Reddit is the single most useful source of unprompted customer language for ecommerce — and the easiest source to misread. Here's how we weight it inside Mavrtr.

Mavrtr Team··4 min read·

When we shipped Mavrtr's first version, the data source that produced the most "wow" moments for users wasn't reviews or competitor ads. It was Reddit. Stories from real threads kept ending up in customer segments, and teams kept saying "I would never have thought to write the ad that way."

Then we noticed the second pattern: a small fraction of those Reddit-derived insights were wrong. Not slightly off — actively misleading about the broader market.

Here's how we think about that trade-off, and how we weight Reddit inside the pipeline.

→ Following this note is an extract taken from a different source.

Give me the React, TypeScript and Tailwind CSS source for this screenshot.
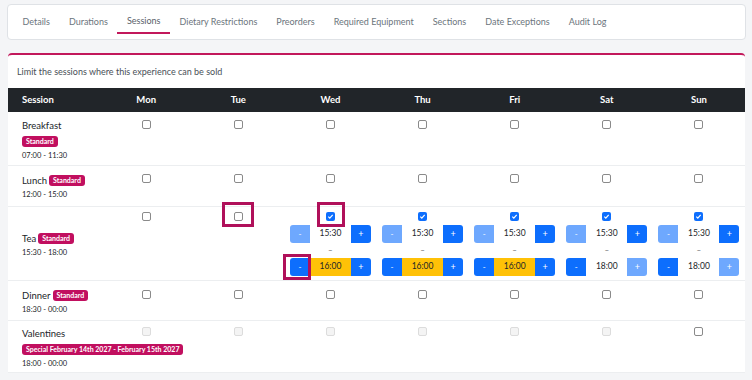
import React from 'react';

const days = ['Mon', 'Tue', 'Wed', 'Thu', 'Fri', 'Sat', 'Sun'];
const tabs = ['Details', 'Durations', 'Sessions', 'Dietary Restrictions', 'Preorders', 'Required Equipment', 'Sections', 'Date Exceptions', 'Audit Log'];

function Box({ checked = false, disabled = false }: { checked?: boolean; disabled?: boolean }) {
  if (checked) {
    return (
      <span className="flex w-[9px] h-[9px] rounded-[2px] bg-[#0d6efd] items-center justify-center">
        <svg width="7" height="7" viewBox="0 0 8 8">
          <path d="M1.5 4.2 L3.2 5.8 L6.5 2.2" stroke="white" strokeWidth="1.4" fill="none" />
        </svg>
      </span>
    );
  }
  return (
    <span
      className={
        'block w-[9px] h-[9px] rounded-[2px] border ' +
        (disabled ? 'border-[#dcdcdc] bg-[#f4f4f4]' : 'border-[#8a8a8a] bg-white')
      }
    />
  );
}

function Badge({ children }: { children: React.ReactNode }) {
  return (
    <span className="inline-block bg-[#c10f5f] text-white font-bold text-[7px] leading-[11px] px-[4px] rounded-[3px] whitespace-nowrap">
      {children}
    </span>
  );
}

function Stepper({ value, minusOn, plusOn, yellow }: { value: string; minusOn: boolean; plusOn: boolean; yellow?: boolean }) {
  return (
    <div className="flex h-[18px] w-[81px] mx-auto">
      <span className={'w-[20px] rounded-l-[3px] text-white text-[8px] flex items-center justify-center ' + (minusOn ? 'bg-[#0d6efd]' : 'bg-[#6ea8fe]')}>-</span>
      <span className={'flex-1 flex items-center justify-center text-[8.5px] text-[#212529] ' + (yellow ? 'bg-[#ffc107]' : 'bg-white')}>{value}</span>
      <span className={'w-[20px] rounded-r-[3px] text-white text-[9px] flex items-center justify-center ' + (plusOn ? 'bg-[#0d6efd]' : 'bg-[#6ea8fe]')}>+</span>
    </div>
  );
}

function Cell({ pt, disabled }: { pt: string; disabled?: boolean }) {
  return (
    <td className={'align-top ' + pt}>
      <div className="flex justify-center"><Box disabled={disabled} /></div>
    </td>
  );
}

function TeaCell({ checked, end, yellow }: { checked: boolean; end?: string; yellow?: boolean }) {
  if (!checked) return <Cell pt="pt-[5px]" />;
  return (
    <td className="align-top pt-[5px]">
      <div className="flex justify-center"><Box checked /></div>
      <div className="mt-[4px]">
        <Stepper value="15:30" minusOn={false} plusOn />
      </div>
      <div className="h-[15px] flex items-center justify-center text-[8px] text-[#555]">–</div>
      <Stepper value={end ?? '16:00'} minusOn plusOn={!!yellow} yellow={yellow} />
    </td>
  );
}

function Session({ name, badge, time, inline }: { name: string; badge: string; time: string; inline?: boolean }) {
  return (
    <td className="align-middle pl-[14px] pt-[4px]">
      {inline ? (
        <div className="flex items-center gap-[2px] text-[9.5px] leading-[13px] text-[#212529]">
          {name} <Badge>{badge}</Badge>
        </div>
      ) : (
        <>
          <div className="text-[9.5px] leading-[13px] text-[#212529]">{name}</div>
          <div className="mt-[4px] leading-[11px] flex"><Badge>{badge}</Badge></div>
        </>
      )}
      <div className={'text-[7.5px] leading-[12px] text-[#212529] ' + (inline ? 'mt-[2px]' : 'mt-[3px]')}>{time}</div>
    </td>
  );
}

export default function App() {
  return (
    <div className="relative w-[752px] h-[380px] overflow-hidden bg-[#f4f5f7] font-['Lato',sans-serif]">
      {/* Tabs */}
      <div className="pt-[4px] pl-[7px] pr-[6px]">
        <div className="h-[36px] bg-white border border-[#dfe2e6] rounded-[4px] flex items-stretch pl-[5px]">
          {tabs.map((t) => (
            <div
              key={t}
              className={
                'px-[9.5px] flex items-center text-[9px] ' +
                (t === 'Sessions' ? 'text-[#5a6169] border-b-2 border-[#c2185b] pt-[5px] mb-[5px]' : 'text-[#6c757d] pb-[1px]')
              }
            >
              {t}
            </div>
          ))}
        </div>
      </div>

      {/* Card */}
      <div className="mt-[13px] ml-[8px] w-[737px] bg-white border-t-2 border-[#c2185b] rounded-t-[4px]">
        <div className="pl-[9px] pt-[10px] pb-[9px] text-[9px] leading-[14px] text-[#495057]">
          Limit the sessions where this experience can be sold
        </div>
        <table className="w-full table-fixed border-collapse">
          <colgroup>
            <col className="w-[92px]" />
            {days.map((d) => (
              <col key={d} className="w-[92px]" />
            ))}
          </colgroup>
          <thead>
            <tr className="h-[24px] bg-[#212529] text-white text-[9.5px] font-bold">
              <th className="text-left pl-[14px]">Session</th>
              {days.map((d) => (
                <th key={d} className="text-center">{d}</th>
              ))}
            </tr>
          </thead>
          <tbody>
            <tr className="h-[53px] border-b border-[#eceef0]">
              <Session name="Breakfast" badge="Standard" time="07:00 - 11:30" />
              {days.map((d) => <Cell key={d} pt="pt-[8px]" />)}
            </tr>
            <tr className="h-[41px] border-b border-[#eceef0]">
              <Session name="Lunch" badge="Standard" time="12:00 - 15:00" inline />
              {days.map((d) => <Cell key={d} pt="pt-[8px]" />)}
            </tr>
            <tr className="h-[74px] border-b border-[#eceef0]">
              <Session name="Tea" badge="Standard" time="15:30 - 18:00" inline />
              <TeaCell checked={false} />
              <TeaCell checked={false} />
              <TeaCell checked yellow />
              <TeaCell checked yellow />
              <TeaCell checked yellow />
              <TeaCell checked end="18:00" />
              <TeaCell checked end="18:00" />
            </tr>
            <tr className="h-[40px] border-b border-[#eceef0]">
              <Session name="Dinner" badge="Standard" time="18:30 - 00:00" inline />
              {days.map((d) => <Cell key={d} pt="pt-[9px]" />)}
            </tr>
            <tr className="h-[52px] border-b border-[#eceef0]">
              <Session name="Valentines" badge="Special February 14th 2027 - February 15th 2027" time="18:00 - 00:00" />
              {days.map((d) => <Cell key={d} pt="pt-[6px]" disabled={d !== 'Sun'} />)}
            </tr>
          </tbody>
        </table>
      </div>

      {/* Annotation highlights */}
      <div className="absolute left-[222px] top-[202px] w-[32px] h-[25px] border-[3px] border-[#b0105a]" />
      <div className="absolute left-[317px] top-[202px] w-[28px] h-[25px] border-[3px] border-[#b0105a]" />
      <div className="absolute left-[283px] top-[254px] w-[28px] h-[26px] border-[3px] border-[#b0105a]" />
    </div>
  );
}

What Reddit gives you that reviews don't

Reviews are anchored on a single product. Reddit threads aren't. That's the key asymmetry.

A review tells you what someone thought of a specific product they bought. A Reddit thread tells you what someone thought before they bought anything — what they were looking for, what they'd tried, what they were hoping a product would do that nothing they'd seen yet was promising.

Three specific things Reddit surfaces that reviews almost never do:

Unprompted comparisons. A reviewer is comparing the product to their expectation. A Redditor in a recommendation thread is comparing it to three other products they've tried. The comparison vocabulary is the most useful raw material for positioning ads.

Trigger context. Reviews rarely capture why someone was looking for the product in the first place. Reddit threads do — "I just moved to a new apartment and my upstairs neighbor's footsteps wake me up at 4am." That sentence is an ad. You can't extract it from a review because reviewers don't backstory their purchase.

Pre-purchase objections. Reviewers occasionally mention objections, but only in the context of a product they already bought. Redditors actively discuss objections to products they haven't bought — which is exactly the audience your ads need to convert.

Where Reddit lies

There are three failure modes we keep watching teams fall into.

The top-voted comment isn't the median opinion

Reddit's upvote algorithm rewards comments that are clever, funny, or contrarian. None of those traits correlate with "represents the average buyer's view." We've watched teams build segments around a single highly-upvoted comment that turned out to be a joke or an outlier opinion the rest of the thread was quietly disagreeing with.

The fix we use internally: never quote a comment unless the same sentiment appears in at least two other comments in the thread or across threads. Single-comment signal is anecdote, not pattern.

Subreddit demographics aren't market demographics

The audience on r/coolproductname skews younger, more tech-fluent, more opinionated, and more discount-sensitive than the median customer for that product. We've seen brand teams build segments from subreddit data and end up describing a buyer who represents maybe 15% of their actual customer base.

Reddit is excellent for language patterns and use cases. It's misleading for demographics. We treat it accordingly: the language comes from Reddit, the demographic constraints come from reviews and analytics.

Niche pain points get amplified

Reddit's structure rewards specificity. The threads that get to the top are usually about a specific, intense pain point — which means the broader, more common problems are underrepresented in the top-voted content. Optimize too hard for what Reddit surfaces and you'll write ads targeting a vocal 5% instead of the quiet 60%.

The fix: cross-check Reddit pain points against review sentiment. If the pain point shows up in both, it's a market pattern. If it only shows up on Reddit, it might just be a subreddit pattern.

How we weight this inside Mavrtr

The pipeline reads Reddit threads but it doesn't take them at face value. Three guardrails:

  1. Multi-source corroboration. A pain point only gets promoted into a segment if it appears in both Reddit and review data. Reddit-only patterns get flagged as hypotheses, not facts.
  1. Demographic suppression. We don't infer buyer demographics from subreddit demographics. The Reddit signal goes into language and use cases. Demographics come from triangulating across reviews and category-typical buyer data.
  1. Vocal-minority detection. When a single subreddit dominates the signal for a category, the brief explicitly flags this. We'd rather tell you "this pattern is specific to one community" than imply it's universal.

The honest summary

Reddit is the best free market research tool that exists for ecommerce, and the easiest one to misread. If you only use one external research source for your ads, use it — but cross-check everything with reviews and treat single threads as hypotheses, not conclusions.

That's not unique to us. It's just the discipline that separates teams who get useful insights from Reddit from teams who build campaigns around the loudest voice in r/whatever and wonder why the ads don't scale.